GLD and most physical-backed Gold ETFs add metal and increase the number of shares in the trading float in response to periods of aggressive buying pressure - when there is more positive liquidity than negative liquidity. The reverse is also true.
iShares COMEX Gold Trust (IAU), now our preferred Gold ETF, also reported an increase of 2.43 tonnes to their metal holdings, up to 171.4 tonnes of gold held partly in COMEX warehouses and partly in London. The ETF, whose shares reflect the "action" of 1/100 of an ounce of gold less accumulated fees and expenses, claimed an NAV of $9.47 billion as of Friday's close, about 13.3% the size of GLD, but slowly gaining on it. IAU's expense ratio is lower than GLD's (0.25% vs 0.40%), but liquidity and option depth is better with GLD.
Metal holdings for BlackRock's iShares Silver Trust (NYSE:SLV) declined this week, reflecting negative money flow (more selling pressure than buying pressure), likely in answer to the $2.00 sell-down Thursday.
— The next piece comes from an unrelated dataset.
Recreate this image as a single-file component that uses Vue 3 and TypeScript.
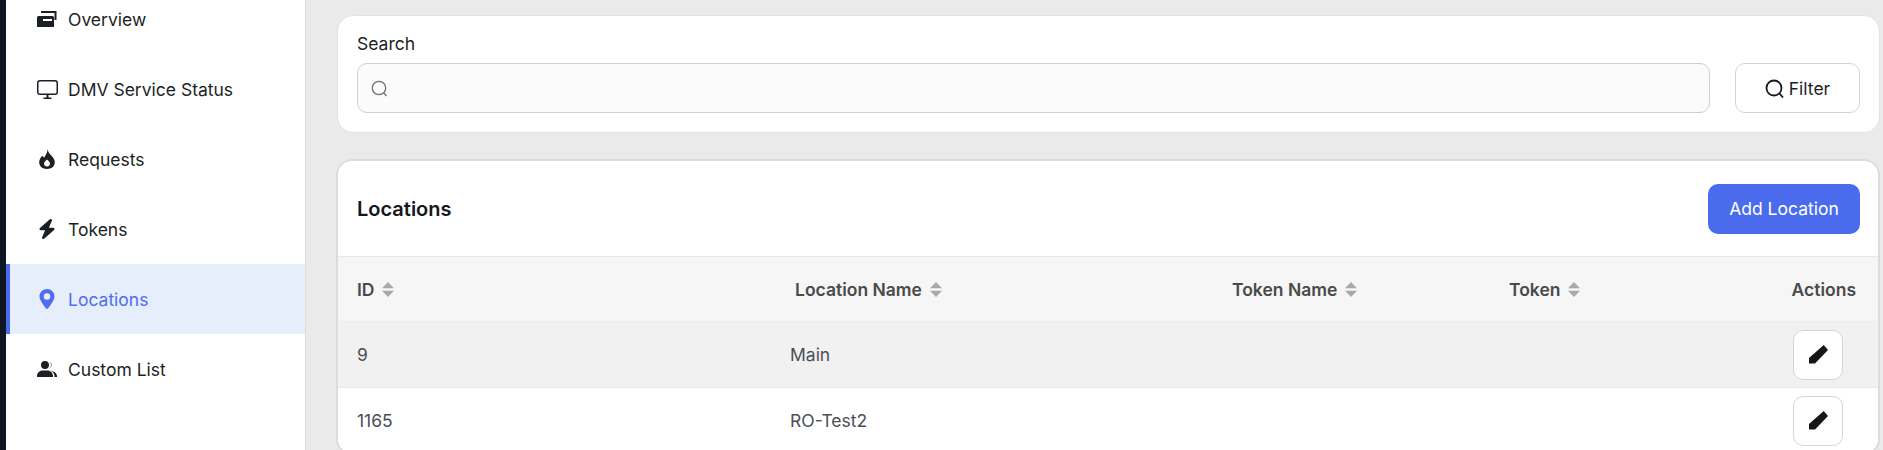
<script setup lang="ts">
interface NavItem {
  label: string;
  box: string;
  d: string;
  w: number;
  h: number;
  active?: boolean;
}

const navItems: NavItem[] = [
  {
    label: "Overview",
    box: "0 0 20 16",
    w: 20,
    h: 16,
    d: "M4 0h15.500v9h-2V2H4zM1.500 5h14A1.500 1.500 0 0 1 17 6.500V16H0V6.500A1.500 1.500 0 0 1 1.500 5zM6 8v2h9V8z",
  },
  {
    label: "DMV Service Status",
    box: "0 0 21 19",
    w: 21,
    h: 19,
    d: "M3 0h15a3 3 0 0 1 3 3v9a3 3 0 0 1-3 3H3a3 3 0 0 1-3-3V3a3 3 0 0 1 3-3zm0 1.500A1.500 1.500 0 0 0 1.500 3v9A1.500 1.500 0 0 0 3 13.500h15a1.500 1.500 0 0 0 1.500-1.500V3A1.500 1.500 0 0 0 18 1.500zM9.500 15h2v2.500h3V19h-8v-1.500h3z",
  },
  {
    label: "Requests",
    box: "0 0 16 20",
    w: 16,
    h: 20,
    d: "M8.500 0c.5 3 2 4.500 4 6.700 2 2.200 3.300 4 3.300 6.800 0 3.700-3.400 6.500-7.800 6.500S.2 17.200.2 13.500c0-2.800 1.300-5 3.300-6.700l1.500 2C6.700 6.300 8.800 3 8.500 0zM8 10.500c-1.500 1.500-3 2.600-3 4.100 0 1.700 1.300 3 3 3s3-1.300 3-3c0-1.500-1.500-2.600-3-4.100z",
  },
  {
    label: "Tokens",
    box: "0 0 448 512",
    w: 18,
    h: 20,
    d: "M349.400 44.600c5.900-13.700 1.500-29.700-10.600-38.500s-28.600-8-39.900 1.800l-256 224c-10 8.800-13.600 22.900-8.900 35.300S50.700 288 64 288H175.500L98.600 467.400c-5.900 13.700-1.500 29.700 10.600 38.500s28.600 8 39.900-1.800l256-224c10-8.800 13.600-22.900 8.900-35.300s-16.600-20.700-30-20.700H272.500L349.400 44.600z",
  },
  {
    label: "Locations",
    box: "0 0 384 512",
    w: 16,
    h: 20,
    active: true,
    d: "M215.700 499.200C267 435 384 279.400 384 192C384 86 298 0 192 0S0 86 0 192c0 87.400 117 243 168.300 307.200c12.300 15.300 35.100 15.300 47.400 0zM192 108a84 84 0 1 1 0 168 84 84 0 1 1 0-168z",
  },
  {
    label: "Custom List",
    box: "0 0 20 16",
    w: 20,
    h: 16,
    d: "M8 0a4 4 0 1 1 0 8 4 4 0 0 1 0-8zM5.500 9.500h5c3 0 5.500 2.500 5.500 5.500v1H0v-1c0-3 2.500-5.500 5.500-5.500zM12.500.5a4 4 0 0 1 0 7c1-1 1.500-2.200 1.500-3.500S13.500 1.500 12.500.5zM13.500 9.700c3.600.4 6.500 2.700 6.500 5.300v1h-2.500v-1c0-2.300-1.500-4.200-4-5.300z",
  },
];

interface Column {
  label: string;
  sortable: boolean;
}

const columns: Column[] = [
  { label: "ID", sortable: true },
  { label: "Location Name", sortable: true },
  { label: "Token Name", sortable: true },
  { label: "Token", sortable: true },
  { label: "Actions", sortable: false },
];

const rows = [
  { id: 9, name: "Main", tokenName: "", token: "" },
  { id: 1165, name: "RO-Test2", tokenName: "", token: "" },
];
</script>

<template>
  <div class="page">
    <div class="rail" />
    <aside class="sidebar">
      <nav class="nav">
        <a v-for="item in navItems" :key="item.label" class="nav-item" :class="{ active: item.active }">
          <span class="nav-icon">
            <svg :viewBox="item.box" :width="item.w" :height="item.h">
              <path :d="item.d" fill="currentColor" fill-rule="evenodd" />
            </svg>
          </span>
          <span>{{ item.label }}</span>
        </a>
      </nav>
    </aside>

    <main class="content">
      <section class="card search-card">
        <div class="search-field">
          <label class="search-label">Search</label>
          <div class="search-input">
            <svg width="17" height="17" viewBox="0 0 17 17" fill="none" stroke="#6b7078" stroke-width="1.300">
              <circle cx="8" cy="8" r="6.700" />
              <path d="M13 13l2.500 3" />
            </svg>
          </div>
        </div>
        <button class="filter-btn">
          <svg width="19" height="19" viewBox="0 0 19 19" fill="none" stroke="#161a20" stroke-width="1.800">
            <circle cx="9" cy="9" r="7.500" />
            <path d="M14.500 14.500l3.500 4" />
          </svg>
          Filter
        </button>
      </section>

      <section class="card table-card">
        <header class="table-title">
          <h2>Locations</h2>
          <button class="add-btn">Add Location</button>
        </header>
        <div class="grid head">
          <div v-for="col in columns" :key="col.label" class="head-cell">
            {{ col.label }}
            <svg v-if="col.sortable" width="12" height="15" viewBox="0 0 12 15" fill="#a9a9a9">
              <path d="M6 0l6 6.300H0zM6 15L0 8.700h12z" />
            </svg>
          </div>
        </div>
        <div v-for="row in rows" :key="row.id" class="grid row">
          <div>{{ row.id }}</div>
          <div>{{ row.name }}</div>
          <div>{{ row.tokenName }}</div>
          <div>{{ row.token }}</div>
          <div class="actions">
            <button class="edit-btn">
              <svg width="19" height="19" viewBox="0 0 19 19" fill="#161616">
                <path d="M14.700 0L19 5 6 18.500H0v-5.500z" />
              </svg>
            </button>
          </div>
        </div>
      </section>
    </main>
  </div>
</template>

<style scoped>
.page {
  display: flex;
  height: 450px;
  overflow: hidden;
  background: #eaeaea;
  font-family: Inter, "Liberation Sans", sans-serif;
  font-size: 17.5px;
  color: #1b1f26;
}

.rail {
  width: 6px;
  flex: none;
  background: #0d1621;
}

.sidebar {
  width: 299px;
  flex: none;
  background: #fff;
  border-right: 1px solid #dcdcdc;
  overflow: hidden;
}

/* page is scrolled a little, first item is cut off */
.nav {
  margin-top: -16px;
}

.nav-item {
  display: flex;
  align-items: center;
  height: 70px;
  padding-left: 25px;
  border-left: 4px solid transparent;
}

.nav-item.active {
  background: #e7eefb;
  border-left-color: #4a6cec;
  color: #4f6df0;
}

.nav-icon {
  width: 24px;
  margin-right: 9px;
  display: flex;
  justify-content: center;
  align-items: center;
}

.nav-icon svg {
  display: block;
}

.content {
  flex: 1;
  min-width: 0;
  padding: 15px 3px 0 30px;
  display: flex;
  flex-direction: column;
  gap: 26px;
}

.card {
  background: #fff;
  border-radius: 16px;
}

.search-card {
  display: flex;
  align-items: flex-end;
  gap: 25px;
  margin-left: 1px;
  padding: 18px 19px 19px;
  border: 1px solid #e3e3e3;
}

.search-field {
  flex: 1;
}

.search-label {
  display: block;
  line-height: 20px;
  margin-bottom: 9px;
}

.search-input {
  height: 50px;
  box-sizing: border-box;
  display: flex;
  align-items: center;
  padding-left: 13px;
  background: #fbfbfb;
  border: 1px solid #cfcfcf;
  border-radius: 10px;
}

.filter-btn {
  width: 125px;
  height: 50px;
  display: flex;
  align-items: center;
  justify-content: center;
  gap: 5px;
  background: #fff;
  border: 1px solid #d4d4d4;
  border-radius: 10px;
  font: inherit;
  color: inherit;
}

/* runs past the bottom of the window */
.table-card {
  flex: none;
  height: 296px;
  box-sizing: border-box;
  border: 2px solid #dcdcdc;
  overflow: hidden;
}

.table-title {
  height: 96px;
  box-sizing: border-box;
  display: flex;
  align-items: center;
  justify-content: space-between;
  padding: 0 18px 0 19px;
  border-bottom: 1px solid #e8e8e8;
}

.table-title h2 {
  margin: 0;
  font-size: 20px;
  font-weight: 600;
  color: #14171c;
}

.add-btn {
  width: 152px;
  height: 50px;
  background: #4a6cec;
  color: #fff;
  border: 0;
  border-radius: 10px;
  font: inherit;
}

.grid {
  display: grid;
  grid-template-columns: 433px 442px 277px 1fr 120px;
  align-items: center;
  padding: 0 18px 0 19px;
}

.head {
  height: 65px;
  box-sizing: border-box;
  background: #f6f6f6;
  border-bottom: 1px solid #eeeeee;
  color: #4a4a4a;
  font-weight: 600;
}

.head-cell {
  display: flex;
  align-items: center;
  gap: 8px;
}

.head-cell:nth-child(2) {
  padding-left: 5px;
}

.head-cell:last-child {
  justify-content: flex-end;
  padding-right: 4px;
}

.row {
  height: 66px;
  box-sizing: border-box;
  color: #4b4f56;
  border-bottom: 1px solid #e9e9e9;
}

.head + .row {
  background: #f1f1f1;
}

.actions {
  display: flex;
  justify-content: flex-end;
  padding-right: 17px;
}

.edit-btn {
  width: 50px;
  height: 50px;
  display: flex;
  align-items: center;
  justify-content: center;
  padding: 0;
  background: #fff;
  border: 1px solid #d4d4d4;
  border-radius: 10px;
}
</style>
Authorized Market Participants arbitrage periods of negative money flow by redeeming shares in SLV (literally buying them out of the market) in return for an appropriate amount of silver from the trust's custodian.
Presumably the Authroized Market Participants (AMPs) then simultaneously sell the silver into the market to recoup the funds used to redeem SLV shares. When the selling pressure is considerably higher (more) than buying pressure the AMPs keep the SLV share price from falling too low (falling faster than the spot price), keeping SLV from disconnecting with the spot price of silver. These market squaring actions are done in minimum baskets of just under 50,000 shares. (As of Friday the minimum basket amount called for 48,643.30 ounces.)
The reverse is also true in periods of heavier buying than selling pressure.
For the week the AMPs redeemed 2,250,000 SLV shares and the trust returned to the AMPs from the custodian 68.08 tonnes of silver. As of Friday's tally SLV reported holding 9,715.63 tonnes of allocated, LBMA-approved commercial good-delivery silver bars, held by SLV's custodian in London (JP Morgan Chase, London).
Source for data, iShares Silver Trust.
Since June, with silver more or less in a downtrend (a series of lower turning highs and lows), metal holdings for SLV have been in a kind of consolidation with as little as 9,500 and as much as 10,010 tonnes of silver held.
It has been our impression just lately (since about June) that periods of positive or negative money flow for SLV do not correlate well with the near-term direction of the spot price of silver. That is to say that additions or reductions in SLV metals holdings have not been very predictive of late.